> What is being asked
Copy all lines below exactly as written. Leave pictures out.

> Information supplied

╔══

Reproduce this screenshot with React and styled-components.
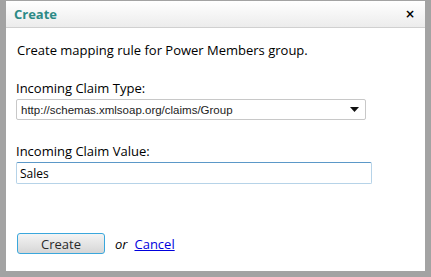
import React from 'react';
import styled, { createGlobalStyle } from 'styled-components';

const Global = createGlobalStyle`
  html, body { margin: 0; padding: 0; }
  body {
    width: 431px;
    height: 277px;
    background: #a3a3a3;
    overflow: hidden;
  }
`;

const Frame = styled.div`
  box-sizing: border-box;
  width: 431px;
  height: 277px;
  padding: 1px 6px 6px 6px;
  background: #a3a3a3;
`;

const Dialog = styled.div`
  display: flex;
  flex-direction: column;
  height: 100%;
  background: #fff;
  font-family: "Open Sans", "DejaVu Sans", sans-serif;
  font-size: 13px;
  color: #000;
`;

const Header = styled.div`
  display: flex;
  align-items: center;
  justify-content: space-between;
  height: 26px;
  padding: 0 10px 0 8px;
  background: linear-gradient(#ffffff, #ececec);
  border-bottom: 1px solid #d0d0d0;
`;

const Title = styled.span`
  color: #2c8a86;
  font-weight: bold;
  font-size: 13px;
`;

const Close = styled.span`
  font-weight: bold;
  font-size: 12px;
  font-family: "DejaVu Sans", sans-serif;
`;

const Body = styled.div`
  display: flex;
  flex-direction: column;
  flex: 1;
  padding: 13px 10px 17px 10px;
`;

const Intro = styled.p`
  margin: 0 0 20px 1px;
`;

const Field = styled.div`
  display: flex;
  flex-direction: column;
  gap: 2px;
  margin-bottom: ${p => p.$gap || 0}px;
`;

const Label = styled.label``;

const SelectBox = styled.div`
  box-sizing: border-box;
  display: flex;
  align-items: center;
  justify-content: space-between;
  width: ${p => p.$w}px;
  height: 21px;
  padding: 0 6px 0 4px;
  border: 1px solid #c8c8c8;
  border-radius: 2px;
  font-family: "Liberation Sans", Arial, sans-serif;
  font-size: 11.5px;
  color: #222;
`;

const Input = styled.div`
  box-sizing: border-box;
  display: flex;
  align-items: center;
  width: ${p => p.$w}px;
  height: 22px;
  padding: 0 3px;
  border: 1px solid #b6d3e8;
  border-top-color: #5b98c8;
  border-radius: 2px;
  font-size: 12px;
`;

const Footer = styled.div`
  display: flex;
  align-items: center;
  gap: 10px;
  margin-top: auto;
  padding-left: 1px;
`;

const Button = styled.div`
  box-sizing: border-box;
  display: flex;
  align-items: center;
  justify-content: center;
  width: 88px;
  height: 21px;
  border: 1px solid #3aa7dc;
  border-radius: 3px;
  background: linear-gradient(#f4f4f4, #d6d6d6);
  font-size: 13px;
  color: #2a2a2a;
`;

const Or = styled.span`
  font-style: italic;
`;

const Link = styled.a`
  color: #0000dd;
  text-decoration: underline;
  margin-left: -3px;
`;

export default function App() {
  return (
    <Frame>
      <Global />
      <Dialog>
        <Header>
          <Title>Create</Title>
          <Close>×</Close>
        </Header>
        <Body>
          <Intro>Create mapping rule for Power Members group.</Intro>
          <Field $gap={22}>
            <Label>Incoming Claim Type:</Label>
            <SelectBox $w={350}>
              <span>http://schemas.xmlsoap.org/claims/Group</span>
              <svg width="9" height="5" viewBox="0 0 9 5"><path d="M0 0h9L4.5 5z" fill="#111" /></svg>
            </SelectBox>
          </Field>
          <Field>
            <Label>Incoming Claim Value:</Label>
            <Input $w={356}>Sales</Input>
          </Field>
          <Footer>
            <Button role="button">Create</Button>
            <Or>or</Or>
            <Link href="#">Cancel</Link>
          </Footer>
        </Body>
      </Dialog>
    </Frame>
  );
}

╚══

> Answer to the problem
Reproduce this screenshot with React and styled-components.
import React from 'react';
import styled, { createGlobalStyle } from 'styled-components';

const Global = createGlobalStyle`
  html, body { margin: 0; padding: 0; }
  body {
    width: 431px;
    height: 277px;
    background: #a3a3a3;
    overflow: hidden;
  }
`;

const Frame = styled.div`
  box-sizing: border-box;
  width: 431px;
  height: 277px;
  padding: 1px 6px 6px 6px;
  background: #a3a3a3;
`;

const Dialog = styled.div`
  display: flex;
  flex-direction: column;
  height: 100%;
  background: #fff;
  font-family: "Open Sans", "DejaVu Sans", sans-serif;
  font-size: 13px;
  color: #000;
`;

const Header = styled.div`
  display: flex;
  align-items: center;
  justify-content: space-between;
  height: 26px;
  padding: 0 10px 0 8px;
  background: linear-gradient(#ffffff, #ececec);
  border-bottom: 1px solid #d0d0d0;
`;

const Title = styled.span`
  color: #2c8a86;
  font-weight: bold;
  font-size: 13px;
`;

const Close = styled.span`
  font-weight: bold;
  font-size: 12px;
  font-family: "DejaVu Sans", sans-serif;
`;

const Body = styled.div`
  display: flex;
  flex-direction: column;
  flex: 1;
  padding: 13px 10px 17px 10px;
`;

const Intro = styled.p`
  margin: 0 0 20px 1px;
`;

const Field = styled.div`
  display: flex;
  flex-direction: column;
  gap: 2px;
  margin-bottom: ${p => p.$gap || 0}px;
`;

const Label = styled.label``;

const SelectBox = styled.div`
  box-sizing: border-box;
  display: flex;
  align-items: center;
  justify-content: space-between;
  width: ${p => p.$w}px;
  height: 21px;
  padding: 0 6px 0 4px;
  border: 1px solid #c8c8c8;
  border-radius: 2px;
  font-family: "Liberation Sans", Arial, sans-serif;
  font-size: 11.5px;
  color: #222;
`;

const Input = styled.div`
  box-sizing: border-box;
  display: flex;
  align-items: center;
  width: ${p => p.$w}px;
  height: 22px;
  padding: 0 3px;
  border: 1px solid #b6d3e8;
  border-top-color: #5b98c8;
  border-radius: 2px;
  font-size: 12px;
`;

const Footer = styled.div`
  display: flex;
  align-items: center;
  gap: 10px;
  margin-top: auto;
  padding-left: 1px;
`;

const Button = styled.div`
  box-sizing: border-box;
  display: flex;
  align-items: center;
  justify-content: center;
  width: 88px;
  height: 21px;
  border: 1px solid #3aa7dc;
  border-radius: 3px;
  background: linear-gradient(#f4f4f4, #d6d6d6);
  font-size: 13px;
  color: #2a2a2a;
`;

const Or = styled.span`
  font-style: italic;
`;

const Link = styled.a`
  color: #0000dd;
  text-decoration: underline;
  margin-left: -3px;
`;

export default function App() {
  return (
    <Frame>
      <Global />
      <Dialog>
        <Header>
          <Title>Create</Title>
          <Close>×</Close>
        </Header>
        <Body>
          <Intro>Create mapping rule for Power Members group.</Intro>
          <Field $gap={22}>
            <Label>Incoming Claim Type:</Label>
            <SelectBox $w={350}>
              <span>http://schemas.xmlsoap.org/claims/Group</span>
              <svg width="9" height="5" viewBox="0 0 9 5"><path d="M0 0h9L4.5 5z" fill="#111" /></svg>
            </SelectBox>
          </Field>
          <Field>
            <Label>Incoming Claim Value:</Label>
            <Input $w={356}>Sales</Input>
          </Field>
          <Footer>
            <Button role="button">Create</Button>
            <Or>or</Or>
            <Link href="#">Cancel</Link>
          </Footer>
        </Body>
      </Dialog>
    </Frame>
  );
}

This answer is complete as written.